Is there a possibility to disable creation of the secrets by the operator?
We reference the tls-secrets in the cr.yaml under secrets:, like
What is the recommended way for the naming of these tls-secrets? Do the names have to have a “reference” to the name of the CR?
Steps to Reproduce:
Deploy a custom resource for psmdb. Then create TLS-certfificates/secrets with the same name used by the operator (overwrite them) or use cert-manager with a third party issuer to do that.

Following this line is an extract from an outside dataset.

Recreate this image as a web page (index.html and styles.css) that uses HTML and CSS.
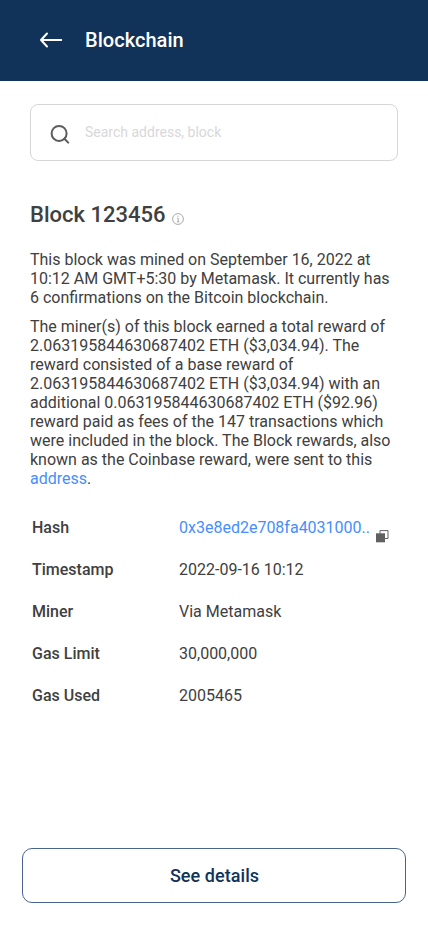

b. mongos deployment is not even created
c. Logs in operator pod showing the following error:
2023-11-20T09:37:19.182Z ERROR Reconciler error {"controller": "psmdb-controller", "object": {"name":"my-cluster-name","namespace":"default"}, "namespace": "default", "name": "my-cluster-name", "reconcileID": "fe6adb10-d63c-4d4f-9d73-3ef69f6ddd86", "error": "reconcile StatefulSet for cfg: failed to run smartUpdate: failed to check active jobs: getting PBM object: create PBM connection to my-cluster-name-rs0-0.my-cluster-name-rs0.default.svc.cluster.local:27017,my-cluster-name-rs0-1.my-cluster-name-rs0.default.svc.cluster.local:27017,my-cluster-name-rs0-2.my-cluster-name-rs0.default.svc.cluster.local:27017: get config server connection URI: mongo: no documents in result", "errorVerbose": "reconcile StatefulSet for cfg: failed to run smartUpdate: failed to check active jobs: getting PBM object: create PBM connection to my-cluster-name-rs0-0.my-cluster-name-rs0.default.svc.cluster.local:27017,my-cluster-name-rs0-1.my-cluster-name-rs0.default.svc.cluster.local:27017,my-cluster-name-rs0-2.my-cluster-name-rs0.default.svc.cluster.local:27017: get config server connection URI: mongo: no documents in result\ngithub.com/percona/percona-server-mongodb-operator/pkg/controller/perconaservermongodb.(*ReconcilePerconaServerMongoDB).Reconcile\n\t/go/src/github.com/percona/percona-server-mongodb-operator/pkg/controller/perconaservermongodb/psmdb_controller.go:423\nsigs.k8s.io/controller-runtime/pkg/internal/controller.(*Controller).Reconcile\n\t/go/pkg/mod/sigs.k8s.io/controller-runtime@v0.16.1/pkg/internal/controller/controller.go:119\nsigs.k8s.io/controller-runtime/pkg/internal/controller.(*Controller).reconcileHandler\n\t/go/pkg/mod/sigs.k8s.io/controller-runtime@v0.16.1/pkg/internal/controller/controller.go:316\nsigs.k8s.io/controller-runtime/pkg/internal/controller.(*Controller).processNextWorkItem\n\t/go/pkg/mod/sigs.k8s.io/controller-runtime@v0.16.1/pkg/internal/controller/controller.go:266\nsigs.k8s.io/controller-runtime/pkg/internal/controller.(*Controller).Start.func2.2\n\t/go/pkg/mod/sigs.k8s.io/controller-runtime@v0.16.1/pkg/internal/controller/controller.go:227\nruntime.goexit\n\t/usr/local/go/src/runtime/asm_amd64.s:1598"}
sigs.k8s.io/controller-runtime/pkg/internal/controller.(*Controller).reconcileHandler
/go/pkg/mod/sigs.k8s.io/controller-runtime@v0.16.1/pkg/internal/controller/controller.go:329
sigs.k8s.io/controller-runtime/pkg/internal/controller.(*Controller).processNextWorkItem
/go/pkg/mod/sigs.k8s.io/controller-runtime@v0.16.1/pkg/internal/controller/controller.go:266
sigs.k8s.io/controller-runtime/pkg/internal/controller.(*Controller).Start.func2.2
/go/pkg/mod/sigs.k8s.io/controller-runtime@v0.16.1/pkg/internal/controller/controller.go:227
This problem is only reproducible when you deploy change the certificate in flight, when the cluster is still initializing. If you change the cert after it is ready - it is fine.
@rdxmbr which gitops solution do you use?
afaik argocd has waves that allow you to define the order of resource creation.
Meanwhile we will look into it and see what can be done.